#### [Stated goal]
Scan the lines below for the word "screenshot". Copy each line you find it in.

#### [Dataset excerpts]
>> Start
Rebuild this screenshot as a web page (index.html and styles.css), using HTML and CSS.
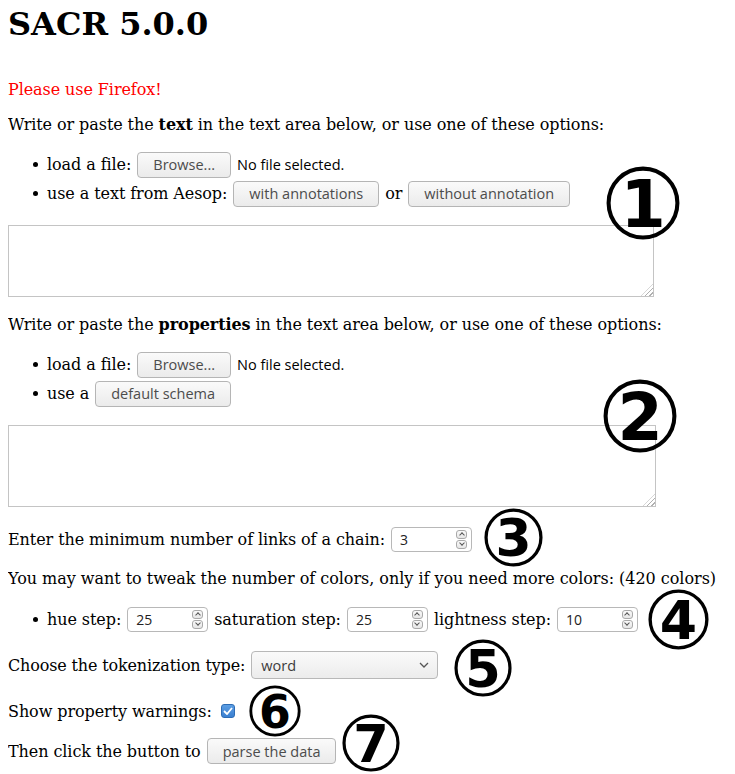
>> End
>> Start
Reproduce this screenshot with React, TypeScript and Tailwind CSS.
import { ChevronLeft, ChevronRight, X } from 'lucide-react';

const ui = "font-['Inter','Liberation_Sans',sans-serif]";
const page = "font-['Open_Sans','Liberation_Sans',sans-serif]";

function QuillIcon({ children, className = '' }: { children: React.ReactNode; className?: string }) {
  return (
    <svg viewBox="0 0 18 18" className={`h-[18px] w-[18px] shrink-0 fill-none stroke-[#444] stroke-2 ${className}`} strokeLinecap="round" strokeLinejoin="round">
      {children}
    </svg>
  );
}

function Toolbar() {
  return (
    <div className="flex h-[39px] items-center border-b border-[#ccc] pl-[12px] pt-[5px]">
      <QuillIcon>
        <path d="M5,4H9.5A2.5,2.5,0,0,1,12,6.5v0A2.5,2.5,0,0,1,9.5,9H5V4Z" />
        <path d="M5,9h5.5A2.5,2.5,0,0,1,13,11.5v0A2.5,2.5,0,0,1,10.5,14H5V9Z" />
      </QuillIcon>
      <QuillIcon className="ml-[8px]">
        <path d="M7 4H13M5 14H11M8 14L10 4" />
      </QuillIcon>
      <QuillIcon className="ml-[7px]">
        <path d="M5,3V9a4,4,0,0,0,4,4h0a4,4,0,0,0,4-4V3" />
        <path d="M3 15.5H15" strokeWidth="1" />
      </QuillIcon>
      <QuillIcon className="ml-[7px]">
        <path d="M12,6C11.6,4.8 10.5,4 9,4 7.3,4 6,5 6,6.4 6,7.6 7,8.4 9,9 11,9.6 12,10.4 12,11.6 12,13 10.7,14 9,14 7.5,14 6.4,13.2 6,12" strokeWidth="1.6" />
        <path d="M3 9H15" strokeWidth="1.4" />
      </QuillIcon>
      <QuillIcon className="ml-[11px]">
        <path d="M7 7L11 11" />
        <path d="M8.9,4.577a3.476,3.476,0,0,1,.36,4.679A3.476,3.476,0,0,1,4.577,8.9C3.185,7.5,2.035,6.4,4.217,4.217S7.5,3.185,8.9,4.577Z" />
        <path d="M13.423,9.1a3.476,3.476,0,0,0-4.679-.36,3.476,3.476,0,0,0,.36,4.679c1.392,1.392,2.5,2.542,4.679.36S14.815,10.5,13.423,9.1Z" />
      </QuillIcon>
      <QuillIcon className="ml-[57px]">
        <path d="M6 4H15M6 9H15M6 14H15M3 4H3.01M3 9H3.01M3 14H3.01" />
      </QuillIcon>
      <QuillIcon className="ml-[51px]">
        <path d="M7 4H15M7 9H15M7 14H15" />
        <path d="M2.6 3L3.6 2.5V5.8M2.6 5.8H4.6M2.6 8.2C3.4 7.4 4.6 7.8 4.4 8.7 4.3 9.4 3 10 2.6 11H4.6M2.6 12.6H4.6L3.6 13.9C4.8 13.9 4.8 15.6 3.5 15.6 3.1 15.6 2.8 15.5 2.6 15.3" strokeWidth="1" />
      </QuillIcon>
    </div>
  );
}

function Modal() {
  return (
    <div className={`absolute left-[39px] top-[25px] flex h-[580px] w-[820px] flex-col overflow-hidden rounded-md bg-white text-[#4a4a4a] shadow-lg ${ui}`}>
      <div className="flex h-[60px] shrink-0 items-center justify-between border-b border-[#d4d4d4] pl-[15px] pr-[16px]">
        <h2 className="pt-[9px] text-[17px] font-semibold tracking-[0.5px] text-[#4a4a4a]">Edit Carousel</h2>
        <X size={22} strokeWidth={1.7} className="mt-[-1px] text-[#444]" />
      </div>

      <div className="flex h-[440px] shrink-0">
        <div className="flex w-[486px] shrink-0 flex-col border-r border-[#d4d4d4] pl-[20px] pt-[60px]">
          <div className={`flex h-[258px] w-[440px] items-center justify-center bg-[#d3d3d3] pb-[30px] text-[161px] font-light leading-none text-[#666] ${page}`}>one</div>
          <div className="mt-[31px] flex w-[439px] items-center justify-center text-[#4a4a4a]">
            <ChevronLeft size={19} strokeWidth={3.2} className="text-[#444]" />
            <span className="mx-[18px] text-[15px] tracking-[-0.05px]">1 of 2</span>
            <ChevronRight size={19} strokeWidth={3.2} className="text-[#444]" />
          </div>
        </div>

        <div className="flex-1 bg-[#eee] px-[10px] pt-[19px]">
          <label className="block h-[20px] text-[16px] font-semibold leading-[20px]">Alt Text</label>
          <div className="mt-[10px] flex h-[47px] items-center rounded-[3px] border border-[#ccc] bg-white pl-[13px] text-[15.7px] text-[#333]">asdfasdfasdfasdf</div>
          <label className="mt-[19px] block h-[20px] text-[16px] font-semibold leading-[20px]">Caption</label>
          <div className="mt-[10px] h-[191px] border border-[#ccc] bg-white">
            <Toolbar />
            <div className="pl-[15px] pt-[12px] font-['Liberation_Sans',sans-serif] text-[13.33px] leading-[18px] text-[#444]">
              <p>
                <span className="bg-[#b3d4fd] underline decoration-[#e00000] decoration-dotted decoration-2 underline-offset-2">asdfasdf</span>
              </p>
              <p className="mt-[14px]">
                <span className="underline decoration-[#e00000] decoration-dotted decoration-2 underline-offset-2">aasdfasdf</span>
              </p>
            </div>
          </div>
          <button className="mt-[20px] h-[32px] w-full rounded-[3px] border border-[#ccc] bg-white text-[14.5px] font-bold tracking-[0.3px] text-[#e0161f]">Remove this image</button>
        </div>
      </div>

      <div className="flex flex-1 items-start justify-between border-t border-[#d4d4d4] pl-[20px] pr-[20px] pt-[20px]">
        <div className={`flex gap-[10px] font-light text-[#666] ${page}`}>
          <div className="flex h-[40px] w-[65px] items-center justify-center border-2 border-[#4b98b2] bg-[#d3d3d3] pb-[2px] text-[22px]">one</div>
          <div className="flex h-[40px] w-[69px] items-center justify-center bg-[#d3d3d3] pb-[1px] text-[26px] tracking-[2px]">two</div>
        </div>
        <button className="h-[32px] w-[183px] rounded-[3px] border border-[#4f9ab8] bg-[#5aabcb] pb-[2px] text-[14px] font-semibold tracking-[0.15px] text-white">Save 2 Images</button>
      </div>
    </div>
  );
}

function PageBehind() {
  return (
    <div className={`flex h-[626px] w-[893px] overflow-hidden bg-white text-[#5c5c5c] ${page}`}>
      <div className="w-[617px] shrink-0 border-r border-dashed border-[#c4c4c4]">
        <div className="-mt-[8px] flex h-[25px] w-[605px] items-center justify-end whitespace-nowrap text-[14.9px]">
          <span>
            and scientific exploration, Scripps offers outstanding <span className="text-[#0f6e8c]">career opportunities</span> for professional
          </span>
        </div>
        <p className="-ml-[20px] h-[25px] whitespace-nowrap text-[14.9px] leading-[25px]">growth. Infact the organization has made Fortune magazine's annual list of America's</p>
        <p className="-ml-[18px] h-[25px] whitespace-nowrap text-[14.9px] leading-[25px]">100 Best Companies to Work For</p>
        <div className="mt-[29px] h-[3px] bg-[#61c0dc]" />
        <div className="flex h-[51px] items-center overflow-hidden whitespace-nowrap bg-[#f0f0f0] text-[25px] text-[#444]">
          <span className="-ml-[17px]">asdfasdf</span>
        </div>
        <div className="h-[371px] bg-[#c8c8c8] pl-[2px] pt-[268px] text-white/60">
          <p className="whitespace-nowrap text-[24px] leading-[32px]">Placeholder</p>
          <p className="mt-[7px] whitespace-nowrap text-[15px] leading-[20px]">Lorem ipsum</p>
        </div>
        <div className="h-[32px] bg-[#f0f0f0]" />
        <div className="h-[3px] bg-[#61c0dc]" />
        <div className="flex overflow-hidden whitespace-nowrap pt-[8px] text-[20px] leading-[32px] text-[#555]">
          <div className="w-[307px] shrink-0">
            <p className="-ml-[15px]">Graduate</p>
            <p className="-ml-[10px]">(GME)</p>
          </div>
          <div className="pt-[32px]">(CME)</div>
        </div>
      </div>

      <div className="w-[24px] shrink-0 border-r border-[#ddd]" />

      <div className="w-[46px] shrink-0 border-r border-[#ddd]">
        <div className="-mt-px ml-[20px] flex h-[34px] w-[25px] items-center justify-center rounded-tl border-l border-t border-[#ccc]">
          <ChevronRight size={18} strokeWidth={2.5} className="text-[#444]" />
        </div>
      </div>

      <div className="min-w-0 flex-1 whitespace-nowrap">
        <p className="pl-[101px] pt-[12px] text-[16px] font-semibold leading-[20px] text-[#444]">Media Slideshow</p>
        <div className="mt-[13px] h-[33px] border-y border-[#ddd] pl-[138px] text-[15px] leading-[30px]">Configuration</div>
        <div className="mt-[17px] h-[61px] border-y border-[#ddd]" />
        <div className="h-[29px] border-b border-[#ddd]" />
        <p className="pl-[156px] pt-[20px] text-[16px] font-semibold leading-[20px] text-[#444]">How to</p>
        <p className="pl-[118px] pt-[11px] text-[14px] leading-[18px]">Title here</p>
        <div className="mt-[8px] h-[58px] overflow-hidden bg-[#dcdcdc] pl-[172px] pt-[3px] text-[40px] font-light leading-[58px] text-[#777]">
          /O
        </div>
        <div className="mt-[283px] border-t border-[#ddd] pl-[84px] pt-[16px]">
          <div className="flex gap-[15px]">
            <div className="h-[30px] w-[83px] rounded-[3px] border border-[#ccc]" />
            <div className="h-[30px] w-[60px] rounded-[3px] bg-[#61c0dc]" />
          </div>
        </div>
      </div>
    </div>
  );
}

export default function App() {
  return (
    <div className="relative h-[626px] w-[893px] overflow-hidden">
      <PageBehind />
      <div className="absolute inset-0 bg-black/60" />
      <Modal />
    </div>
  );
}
>> End
#### [Answer to this task]
Rebuild this screenshot as a web page (index.html and styles.css), using HTML and CSS.
Reproduce this screenshot with React, TypeScript and Tailwind CSS.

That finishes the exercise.